### Task goal
Write out the listing below without alteration, omitting its pictures.

### Raw data
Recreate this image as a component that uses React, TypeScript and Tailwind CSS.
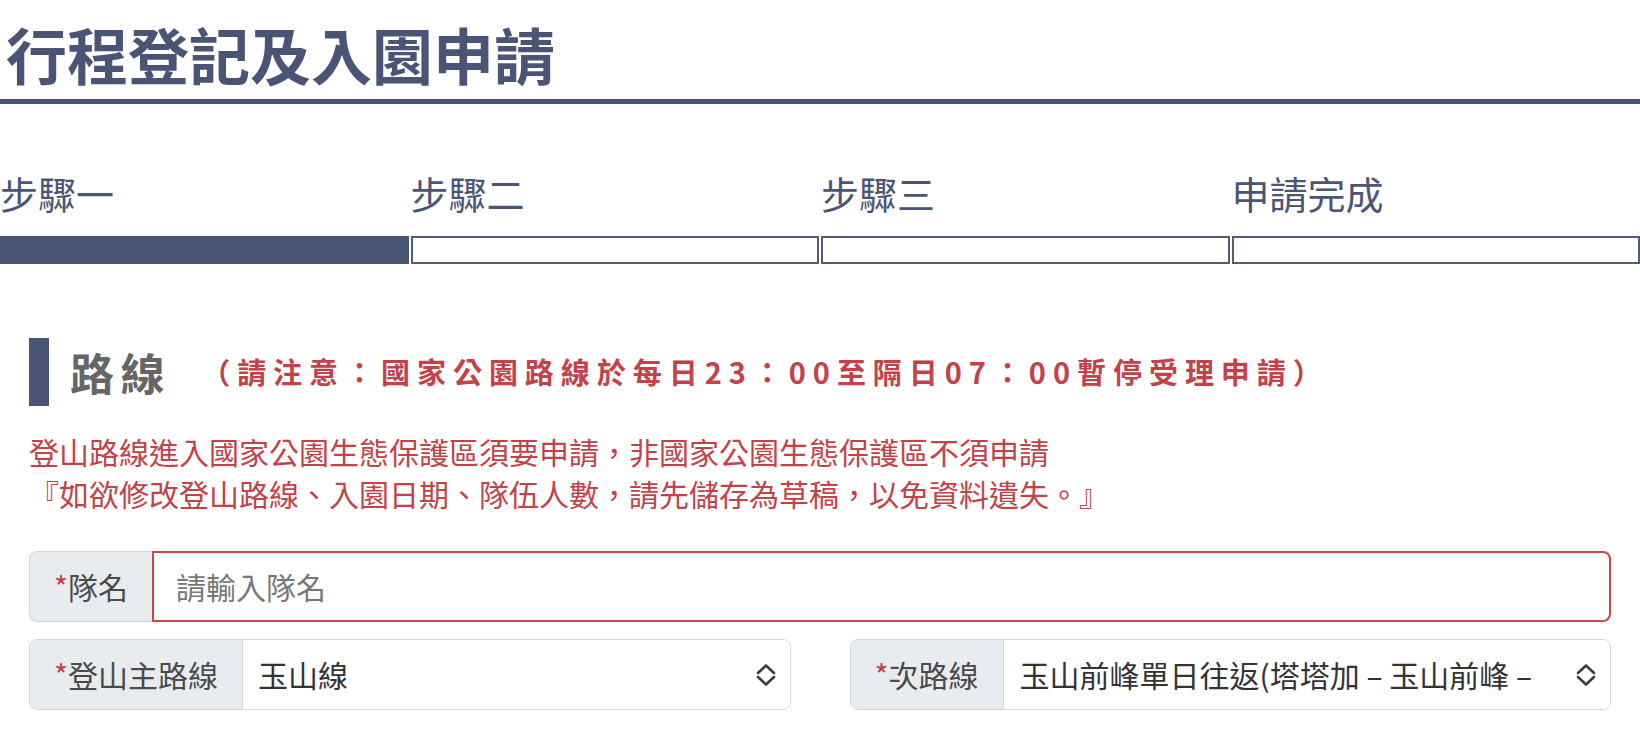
import React from 'react';

const steps = ['步驟一', '步驟二', '步驟三', '申請完成'];

const font = "font-['Noto_Sans_CJK_TC','Noto_Sans',sans-serif]";

const Chevrons: React.FC = () => (
  <svg className="w-[20px] h-[24px] shrink-0" viewBox="0 0 20 24" fill="none" stroke="#3a3d44" strokeWidth="2.6" strokeLinecap="round" strokeLinejoin="round">
    <path d="M2 10 L10 2.5 L18 10" />
    <path d="M2 14 L10 21.5 L18 14" />
  </svg>
);

const SelectGroup: React.FC<{ label: string; value: string; padText: string; gap: string }> = ({ label, value, padText, gap }) => (
  <div className="flex h-[71px] rounded-[8px] border border-[#d3d6da] overflow-hidden">
    <div className="flex items-center px-[24px] bg-[#e9ecef] border-r border-[#d3d6da] text-[30px] text-[#4a4a4a] whitespace-nowrap">
      <span className="text-[#c3424a]">*</span>
      {label}
    </div>
    <div className={`flex-1 flex items-center bg-white min-w-0 pr-[14px] ${padText}`}>
      <div className="flex-1 min-w-0 overflow-hidden whitespace-nowrap text-[30px] text-[#333]">{value}</div>
      <div className={gap}>
        <Chevrons />
      </div>
    </div>
  </div>
);

export default function App() {
  return (
    <div className={`bg-white min-h-screen ${font}`}>
      <h1 className="text-[61px] font-bold text-[#4a5575] leading-[64px] pt-[22px] mb-[13px] pl-[6px]">
        行程登記及入園申請
      </h1>
      <div className="h-[5px] bg-[#4a5575]" />

      <div className="grid grid-cols-4 gap-x-[2px] mt-[69px]">
        {steps.map((s) => (
          <div key={s} className="text-[38px] leading-[40px] text-[#4a5575]">{s}</div>
        ))}
        {steps.map((s, i) => (
          <div
            key={s + 'bar'}
            className={`mt-[23px] h-[28px] border-2 ${i === 0 ? 'bg-[#4a5575] border-[#4a5575]' : 'bg-white border-[#555b70]'}`}
          />
        ))}
      </div>

      <div className="px-[29px]">
        <div className="flex items-center h-[68px] mt-[74px]">
          <div className="w-[20px] h-full bg-[#4a5575]" />
          <h2 className="ml-[21px] text-[44px] font-bold text-[#666] tracking-[0.15em]">路線</h2>
          <span className="ml-[30px] text-[29px] font-bold text-[#c3424a] tracking-[0.24em]">
            （請注意：國家公園路線於每日23：00至隔日07：00暫停受理申請）
          </span>
        </div>

        <p className="mt-[24px] text-[30px] leading-[42px] text-[#c3424a]">
          登山路線進入國家公園生態保護區須要申請，非國家公園生態保護區不須申請
          <br />
          『如欲修改登山路線、入園日期、隊伍人數，請先儲存為草稿，以免資料遺失。』
        </p>

        <div className="mt-[37px] flex h-[71px]">
          <div className="flex items-center px-[24px] bg-[#e9ecef] border border-r-0 border-[#d3d6da] rounded-l-[8px] text-[30px] text-[#4a4a4a] whitespace-nowrap">
            <span className="text-[#c3424a]">*</span>
            隊名
          </div>
          <input
            placeholder="請輸入隊名"
            className="flex-1 min-w-0 border-2 border-[#c9474b] rounded-r-[8px] px-[22px] text-[30px] text-[#333] placeholder:text-[#777] outline-none"
          />
        </div>

        <div className="mt-[17px] grid grid-cols-2 gap-x-[59px]">
          <SelectGroup label="登山主路線" value="玉山線" padText="pl-[15px]" gap="ml-[8px]" />
          <SelectGroup label="次路線" value="玉山前峰單日往返(塔塔加 – 玉山前峰 – 塔塔加)" padText="pl-[16px]" gap="ml-[38px]" />
        </div>
      </div>
    </div>
  );
}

### Exercise solution
Recreate this image as a component that uses React, TypeScript and Tailwind CSS.
import React from 'react';

const steps = ['步驟一', '步驟二', '步驟三', '申請完成'];

const font = "font-['Noto_Sans_CJK_TC','Noto_Sans',sans-serif]";

const Chevrons: React.FC = () => (
  <svg className="w-[20px] h-[24px] shrink-0" viewBox="0 0 20 24" fill="none" stroke="#3a3d44" strokeWidth="2.6" strokeLinecap="round" strokeLinejoin="round">
    <path d="M2 10 L10 2.5 L18 10" />
    <path d="M2 14 L10 21.5 L18 14" />
  </svg>
);

const SelectGroup: React.FC<{ label: string; value: string; padText: string; gap: string }> = ({ label, value, padText, gap }) => (
  <div className="flex h-[71px] rounded-[8px] border border-[#d3d6da] overflow-hidden">
    <div className="flex items-center px-[24px] bg-[#e9ecef] border-r border-[#d3d6da] text-[30px] text-[#4a4a4a] whitespace-nowrap">
      <span className="text-[#c3424a]">*</span>
      {label}
    </div>
    <div className={`flex-1 flex items-center bg-white min-w-0 pr-[14px] ${padText}`}>
      <div className="flex-1 min-w-0 overflow-hidden whitespace-nowrap text-[30px] text-[#333]">{value}</div>
      <div className={gap}>
        <Chevrons />
      </div>
    </div>
  </div>
);

export default function App() {
  return (
    <div className={`bg-white min-h-screen ${font}`}>
      <h1 className="text-[61px] font-bold text-[#4a5575] leading-[64px] pt-[22px] mb-[13px] pl-[6px]">
        行程登記及入園申請
      </h1>
      <div className="h-[5px] bg-[#4a5575]" />

      <div className="grid grid-cols-4 gap-x-[2px] mt-[69px]">
        {steps.map((s) => (
          <div key={s} className="text-[38px] leading-[40px] text-[#4a5575]">{s}</div>
        ))}
        {steps.map((s, i) => (
          <div
            key={s + 'bar'}
            className={`mt-[23px] h-[28px] border-2 ${i === 0 ? 'bg-[#4a5575] border-[#4a5575]' : 'bg-white border-[#555b70]'}`}
          />
        ))}
      </div>

      <div className="px-[29px]">
        <div className="flex items-center h-[68px] mt-[74px]">
          <div className="w-[20px] h-full bg-[#4a5575]" />
          <h2 className="ml-[21px] text-[44px] font-bold text-[#666] tracking-[0.15em]">路線</h2>
          <span className="ml-[30px] text-[29px] font-bold text-[#c3424a] tracking-[0.24em]">
            （請注意：國家公園路線於每日23：00至隔日07：00暫停受理申請）
          </span>
        </div>

        <p className="mt-[24px] text-[30px] leading-[42px] text-[#c3424a]">
          登山路線進入國家公園生態保護區須要申請，非國家公園生態保護區不須申請
          <br />
          『如欲修改登山路線、入園日期、隊伍人數，請先儲存為草稿，以免資料遺失。』
        </p>

        <div className="mt-[37px] flex h-[71px]">
          <div className="flex items-center px-[24px] bg-[#e9ecef] border border-r-0 border-[#d3d6da] rounded-l-[8px] text-[30px] text-[#4a4a4a] whitespace-nowrap">
            <span className="text-[#c3424a]">*</span>
            隊名
          </div>
          <input
            placeholder="請輸入隊名"
            className="flex-1 min-w-0 border-2 border-[#c9474b] rounded-r-[8px] px-[22px] text-[30px] text-[#333] placeholder:text-[#777] outline-none"
          />
        </div>

        <div className="mt-[17px] grid grid-cols-2 gap-x-[59px]">
          <SelectGroup label="登山主路線" value="玉山線" padText="pl-[15px]" gap="ml-[8px]" />
          <SelectGroup label="次路線" value="玉山前峰單日往返(塔塔加 – 玉山前峰 – 塔塔加)" padText="pl-[16px]" gap="ml-[38px]" />
        </div>
      </div>
    </div>
  );
}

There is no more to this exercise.